The manifestations of institutional racism — let’s call it what it is — show up on multiple levels in the short lives of the Trayvon Martins of the world.  They’re all too often informed by the popular-culture music and lifestyles of the day, a genre lauded for its sales, but noted as being anti-establishment. The irony is that it’s promoted by the establishment — the accompanying merchandising of fashions is directed by Madison Avenue and the corporate media; fashions and lifestyles that make youth easy targets of profiling, whether implied or blatant.
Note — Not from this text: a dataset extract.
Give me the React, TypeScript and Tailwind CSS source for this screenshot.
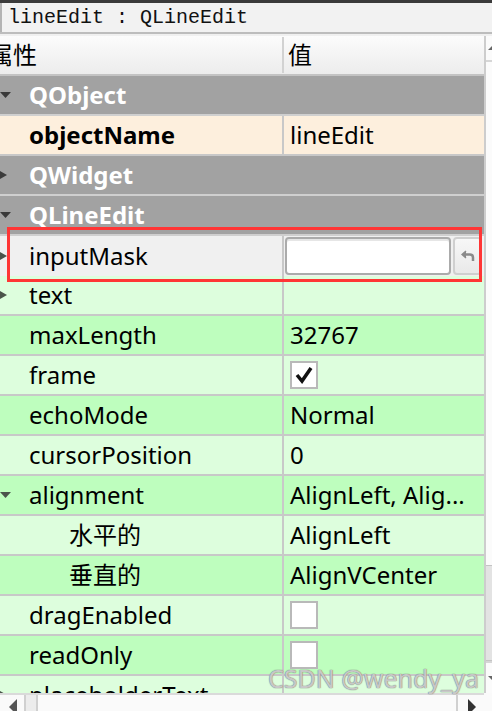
import React from 'react';

type Row =
  | { kind: 'group'; label: string; open: boolean }
  | {
      kind: 'prop';
      label: string;
      bg: string;
      arrow?: 'open' | 'closed';
      child?: boolean;
      bold?: boolean;
      value?: string;
      check?: boolean;
      editor?: boolean;
    };

const rows: Row[] = [
  { kind: 'group', label: 'QObject', open: true },
  { kind: 'prop', label: 'objectName', value: 'lineEdit', bg: 'bg-[#fdefdd]', bold: true },
  { kind: 'group', label: 'QWidget', open: false },
  { kind: 'group', label: 'QLineEdit', open: true },
  { kind: 'prop', label: 'inputMask', bg: 'bg-[#f0f0f0]', arrow: 'closed', editor: true },
  { kind: 'prop', label: 'text', bg: 'bg-[#ddfedd]', arrow: 'closed', value: '' },
  { kind: 'prop', label: 'maxLength', bg: 'bg-[#befebe]', value: '32767' },
  { kind: 'prop', label: 'frame', bg: 'bg-[#ddfedd]', check: true },
  { kind: 'prop', label: 'echoMode', bg: 'bg-[#befebe]', value: 'Normal' },
  { kind: 'prop', label: 'cursorPosition', bg: 'bg-[#ddfedd]', value: '0' },
  { kind: 'prop', label: 'alignment', bg: 'bg-[#befebe]', arrow: 'open', value: 'AlignLeft, Alig...' },
  { kind: 'prop', label: '水平的', bg: 'bg-[#ddfedd]', child: true, value: 'AlignLeft' },
  { kind: 'prop', label: '垂直的', bg: 'bg-[#befebe]', child: true, value: 'AlignVCenter' },
  { kind: 'prop', label: 'dragEnabled', bg: 'bg-[#ddfedd]', check: false },
  { kind: 'prop', label: 'readOnly', bg: 'bg-[#befebe]', check: false },
  { kind: 'prop', label: 'placeholderText', bg: 'bg-[#ddfedd]', arrow: 'closed', value: '' },
];

function Arrow({ open, color }: { open: boolean; color: string }) {
  // branch indicator, left part clipped by the scrolled view
  return (
    <svg width="12" height="14" viewBox="0 0 12 14" className="shrink-0">
      {open ? (
        <polygon points="0,4 11,4 5.5,10" fill={color} />
      ) : (
        <polygon points="-5,0 7,7 -5,14" fill={color} />
      )}
    </svg>
  );
}

function CheckBox({ on }: { on: boolean }) {
  return (
    <div className="w-[28px] h-[28px] border-2 border-[#b9b9b9] bg-white flex items-center justify-center">
      {on && (
        <svg width="20" height="20" viewBox="0 0 20 20">
          <path d="M3 10 L8 16 L17 3" fill="none" stroke="#111" strokeWidth="3.5" />
        </svg>
      )}
    </div>
  );
}

function MaskEditor() {
  return (
    <div className="flex items-center gap-[2px] h-full py-[1px] pl-[1px]">
      <div className="w-[166px] h-[38px] bg-white border-2 border-[#ababab] rounded-[4px] shadow-[inset_0_2px_0_#e6e6e6]" />
      <div className="w-[29px] h-[38px] border-2 border-[#cfcfcf] rounded-[4px] bg-gradient-to-b from-[#f7f7f7] to-[#e9e9e9] flex items-center justify-center">
        <svg width="14" height="14" viewBox="0 0 14 14">
          <path d="M5 2 L1 5.5 L5 9" fill="#8a8a8a" stroke="#8a8a8a" strokeWidth="1.5" />
          <path d="M2 5.5 H9 Q12 5.5 12 8.5 V12" fill="none" stroke="#8a8a8a" strokeWidth="2.5" />
        </svg>
      </div>
    </div>
  );
}

function PropRow({ row }: { row: Row }) {
  if (row.kind === 'group') {
    return (
      <div className="h-[40px] shrink-0 flex flex-col">
        <div className="flex-1 bg-[#a2a2a2] flex items-center">
          <div className="w-[29px] flex items-center">
            <Arrow open={row.open} color="#3a3a3a" />
          </div>
          <span className="text-white font-bold text-[24px]">{row.label}</span>
        </div>
        <div className="h-[2px] bg-[#cfcfcf]" />
      </div>
    );
  }
  return (
    <div className="h-[40px] shrink-0 flex flex-col">
      <div className={`flex-1 flex ${row.bg}`}>
        <div className="w-[282px] flex items-center">
          <div className={row.child ? 'w-[69px]' : 'w-[29px]'}>
            {row.arrow && <Arrow open={row.arrow === 'open'} color="#4a544a" />}
          </div>
          <span className={`text-[24px] text-black ${row.bold ? 'font-bold' : ''}`}>{row.label}</span>
        </div>
        <div className="w-[2px] bg-[#c8c8c8]" />
        <div className="flex-1 flex items-center pl-[6px]">
          {row.editor ? (
            <div className="-ml-[6px]"><MaskEditor /></div>
          ) : row.check !== undefined ? (
            <CheckBox on={row.check} />
          ) : (
            <span className="text-[24px] text-black whitespace-nowrap">{row.value}</span>
          )}
        </div>
      </div>
      <div className="h-[2px] bg-[#c8c8c8]" />
    </div>
  );
}

export default function App() {
  return (
    <div
      className="relative w-[492px] h-[711px] overflow-hidden bg-[#f0f0f0] flex flex-col"
      style={{ fontFamily: '"Noto Sans", "Noto Sans CJK SC", sans-serif' }}
    >
      <div className="h-[3px] bg-[#3b3b3b] shrink-0" />

      {/* object / class caption */}
      <div className="h-[29px] shrink-0 bg-[#f2f2f2] border-l-2 border-[#b4b4b4] flex items-center pl-[6px]">
        <span className="text-[20px] text-[#111] leading-none" style={{ fontFamily: '"Liberation Mono", monospace' }}>
          lineEdit : QLineEdit
        </span>
      </div>
      <div className="h-[2px] bg-[#bdbdbd] shrink-0" />
      <div className="h-[2px] shrink-0" />

      <div className="flex-1 flex min-h-0">
        <div className="w-[484px] flex flex-col min-h-0">
          {/* header */}
          <div className="h-[40px] shrink-0 flex flex-col">
            <div className="flex-1 flex bg-gradient-to-b from-[#fcfcfc] to-[#ececec]">
              <div className="w-[282px] flex items-center overflow-hidden">
                <span className="text-[24px] text-black -ml-[11px]">属性</span>
              </div>
              <div className="w-[2px] my-[1px] bg-[#d2d2d2]" />
              <div className="flex-1 flex items-center pl-[4px]">
                <span className="text-[24px] text-black">值</span>
              </div>
            </div>
            <div className="h-[2px] bg-[#c3c3c3]" />
          </div>

          {/* property rows */}
          <div className="flex-1 min-h-0 overflow-hidden flex flex-col">
            {rows.map((r, i) => (
              <PropRow key={i} row={r} />
            ))}
          </div>

          {/* horizontal scrollbar */}
          <div className="h-[18px] shrink-0 bg-[#fafafa] border-t-2 border-[#dadada] flex">
            <div className="w-[26px] border-r-2 border-[#d0d0d0] flex items-end pl-[8px]">
              <svg width="10" height="14" viewBox="0 0 10 14">
                <polygon points="9,2 1,10 9,18" fill="#555" />
              </svg>
            </div>
            <div className="w-[12px] bg-[#ececec] border-r-2 border-[#d0d0d0]" />
            <div className="flex-1" />
            <div className="w-[28px] border-l-2 border-[#d0d0d0] flex items-end pl-[9px]">
              <svg width="10" height="14" viewBox="0 0 10 14">
                <polygon points="1,2 9,10 1,18" fill="#333" />
              </svg>
            </div>
          </div>
        </div>

        {/* vertical scrollbar */}
        <div className="flex-1 flex flex-col">
          <div className="flex-1 flex flex-col border-l-2 border-[#cdcdcd] bg-[#fbfbfb]">
            <div className="h-[26px] shrink-0 border-b-2 border-[#d6d6d6] flex items-center justify-end">
              <svg width="4" height="6" viewBox="0 0 4 6">
                <polygon points="0,5 5,0 5,5" fill="#666" />
              </svg>
            </div>
            <div className="h-[503px] shrink-0" />
            <div className="h-[96px] shrink-0 bg-[#e3e3e3] border-y border-[#c4c4c4]" />
            <div className="flex-1 border-t-2 border-[#d6d6d6] flex items-center justify-end">
              <svg width="4" height="6" viewBox="0 0 4 6">
                <polygon points="0,1 5,1 5,6" fill="#666" />
              </svg>
            </div>
          </div>
          <div className="h-[18px] shrink-0 bg-[#fafafa]" />
        </div>
      </div>

      {/* highlight box around the inputMask row */}
      <div className="absolute left-[7px] top-[227px] w-[475px] h-[55px] border-[3px] border-[#ff3535] pointer-events-none" />

      <div
        className="absolute left-[268px] top-[666px] text-[25px] leading-none text-white/60 whitespace-nowrap pointer-events-none [text-shadow:0_0_1px_#777,0_0_1px_#777]"
        style={{ fontFamily: '"Noto Sans", sans-serif' }}
      >
        CSDN @wendy_ya
      </div>
    </div>
  );
}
It’s not just black youths whose lives are devalued, though. Every black person in Americais devalued given the current status quo of black life in this country. I wrote an op-ed piece several months ago that dealt with how the treasures of King Tut, a black pharaoh, were on display in the Twin Cities and several cities across the country, and invariably his black heritage was omitted or de-emphasized. Google King Tut now and you’ll see the computer generated National Geographic depiction of a European-looking guy.
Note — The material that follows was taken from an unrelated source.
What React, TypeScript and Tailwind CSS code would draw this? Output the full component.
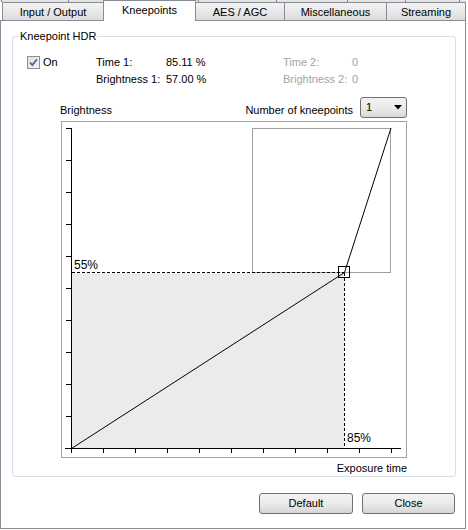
import React from "react";

const tabs = [
  { label: "Input / Output", w: "w-[102px]" },
  { label: "Kneepoints", w: "w-[93px]", selected: true },
  { label: "AES / AGC", w: "w-[90px]" },
  { label: "Miscellaneous", w: "w-[103px]" },
  { label: "Streaming", w: "w-[80px]" },
];

function Chart() {
  const yTicks = Array.from({ length: 10 }, (_, i) => 6 + 32 * i);
  const xTicks = Array.from({ length: 11 }, (_, i) => 9 + 32 * i);
  return (
    <svg width="344" height="335" viewBox="0 0 344 335" className="block">
      <rect x="10" y="151" width="272" height="175" fill="#ebebeb" />
      <rect x="190.5" y="6.5" width="138" height="144" fill="none" stroke="#a0a0a0" />
      <line x1="10" y1="150.5" x2="282" y2="150.5" stroke="#000" strokeDasharray="3 2" />
      <line x1="282.5" y1="151" x2="282.5" y2="326" stroke="#000" strokeDasharray="3 2" />
      <line x1="9.5" y1="6" x2="9.5" y2="327" stroke="#000" />
      <line x1="3" y1="326.5" x2="339" y2="326.5" stroke="#000" />
      {yTicks.map((y) => (
        <line key={y} x1="4" y1={y + 0.5} x2="9" y2={y + 0.5} stroke="#000" />
      ))}
      {xTicks.map((x) => (
        <line key={x} x1={x + 0.5} y1="326" x2={x + 0.5} y2="331" stroke="#000" />
      ))}
      <polyline
        points="9.5,326.5 282.5,150.5 329,6"
        fill="none"
        stroke="#000"
        strokeWidth="1"
      />
      <rect x="276.5" y="144.5" width="11" height="11" fill="none" stroke="#000" />
      <text x="12" y="147" fontSize="12" fontFamily="'Liberation Sans', Arial, sans-serif" fill="#000">
        55%
      </text>
      <text x="285" y="320" fontSize="12" fontFamily="'Liberation Sans', Arial, sans-serif" fill="#000">
        85%
      </text>
    </svg>
  );
}

function Btn({ label, w }: { label: string; w: string }) {
  return (
    <div
      className={`${w} h-[21px] flex items-center justify-center rounded-[3px] border border-[#707070] bg-gradient-to-b from-[#f2f2f2] via-[#ebebeb] to-[#d6d6d6] text-black`}
    >
      {label}
    </div>
  );
}

export default function App() {
  return (
    <div
      className="relative w-[468px] h-[530px] bg-white text-[11px] leading-[13px] text-black overflow-hidden"
      style={{ fontFamily: "'Liberation Sans', Arial, sans-serif" }}
    >
      {/* remnants of upper tab row */}
      <div className="absolute left-0 top-0 w-[466px] h-[2px] bg-[#e4e4e4] flex">
        <div className="w-[1px] h-full bg-[#898c95] ml-[1px]" />
        <div className="w-[1px] h-full bg-[#898c95] ml-[66px]" />
        <div className="w-[1px] h-full bg-[#898c95] ml-[129px]" />
        <div className="w-[1px] h-full bg-[#898c95] ml-[77px]" />
        <div className="w-[1px] h-full bg-[#898c95] ml-[70px]" />
        <div className="w-[1px] h-full bg-[#898c95] ml-[57px]" />
        <div className="w-[1px] h-full bg-[#898c95] ml-[53px]" />
      </div>

      {/* tab strip */}
      <div className="relative z-10 flex items-start h-[20px] pl-[2px]">
        {tabs.map((t, i) =>
          t.selected ? (
            <div
              key={t.label}
              className={`${t.w} -ml-px relative z-10 h-[21px] bg-white border border-b-0 border-[#898c95] flex justify-center pt-[3px]`}
            >
              {t.label}
            </div>
          ) : (
            <div
              key={t.label}
              className={`${t.w} ${i === 0 ? "" : "-ml-px"} mt-[2px] h-[18px] border border-b-0 border-[#898c95] bg-gradient-to-b from-[#f4f4f4] to-[#dcdcdc] flex justify-center pt-[3px]`}
            >
              {t.label}
            </div>
          )
        )}
      </div>

      {/* tab page */}
      <div className="w-[466px] h-[509px] border border-[#898c95] bg-white">
        {/* group box */}
        <div className="relative ml-[11px] mt-[15px] w-[444px] h-[441px] border border-[#d5dfe5] rounded-[3px]">
          <span className="absolute left-[6px] top-[-7px] px-[1px] bg-white">Kneepoint HDR</span>

          <div className="pt-[17px] pl-[14px]">
            <div className="grid grid-cols-[69px_70px_117px_69px_60px] leading-[17px]">
              <div className="flex items-center">
                <div className="w-[13px] h-[13px] border border-[#8e8f8f] bg-gradient-to-br from-[#dedede] to-[#f6f6f6] flex items-center justify-center">
                  <svg width="9" height="9" viewBox="0 0 9 9">
                    <path d="M1 4.5 L3.3 7 L8 1.2" fill="none" stroke="#4d5fa6" strokeWidth="1.8" />
                  </svg>
                </div>
                <span className="ml-[3px]">On</span>
              </div>
              <div>Time 1:</div>
              <div>85.11 %</div>
              <div className="text-[#a3a3a3]">Time 2:</div>
              <div className="text-[#a3a3a3]">0</div>

              <div />
              <div>Brightness 1:</div>
              <div>57.00 %</div>
              <div className="text-[#a3a3a3]">Brightness 2:</div>
              <div className="text-[#a3a3a3]">0</div>
            </div>
          </div>

          {/* chart header */}
          <div className="mt-[9px] ml-[47px] w-[347px] h-[21px] flex items-end">
            <span className="mb-[1px]">Brightness</span>
            <span className="ml-auto mb-[1px]">Number of kneepoints</span>
            <div className="ml-[7px] w-[47px] h-[21px] rounded-[3px] border border-[#707070] bg-gradient-to-b from-[#f2f2f2] via-[#ebebeb] to-[#d8d8d8] flex items-center pl-[5px] pr-[4px]">
              <span>1</span>
              <svg width="8" height="5" viewBox="0 0 8 5" className="ml-auto">
                <path d="M0 0 H8 L4 4.5 Z" fill="#000" />
              </svg>
            </div>
          </div>

          {/* chart frame */}
          <div className="ml-[48px] mt-[3px] w-[346px] flex flex-col">
            <div className="w-[346px] h-[337px] border border-[#a0a0a0] bg-white">
              <Chart />
            </div>
            <div className="mt-[4px] text-right">Exposure time</div>
          </div>
        </div>

        {/* buttons */}
        <div className="mt-[16px] pl-[258px] flex gap-[9px]">
          <Btn label="Default" w="w-[94px]" />
          <Btn label="Close" w="w-[93px]" />
        </div>
      </div>
    </div>
  );
}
Youth must learn the full story of African contributions

Secretary of Education Arne Duncan needs to get real about educating black youth and, subsequently, the nation as a whole. What’s so difficult about proclaiming to the educational system that the full story of African contributions must be speedily inculcated into the educational system? European culture is depicted ad nauseam.

And it’s not so much how would the Zimmermans of the world react under a different socio-cultural milieu, but how will black youth react? Under the current framework, many black kids feel they’re being a traitor to black culture if they aspire to anything beyond street life. I’d like to see a generation of Trayvon Martins keep the pre-adolescent virtue we see in black boys before age 14.

For the school systems to do anything less is a betrayal of the American narrative. Black life in this country must be valued like everyone else’s, and the first place to start is in the educational system.

Les Lester is a freelance journalist and the author of the novel “The Awakening of Khufu.”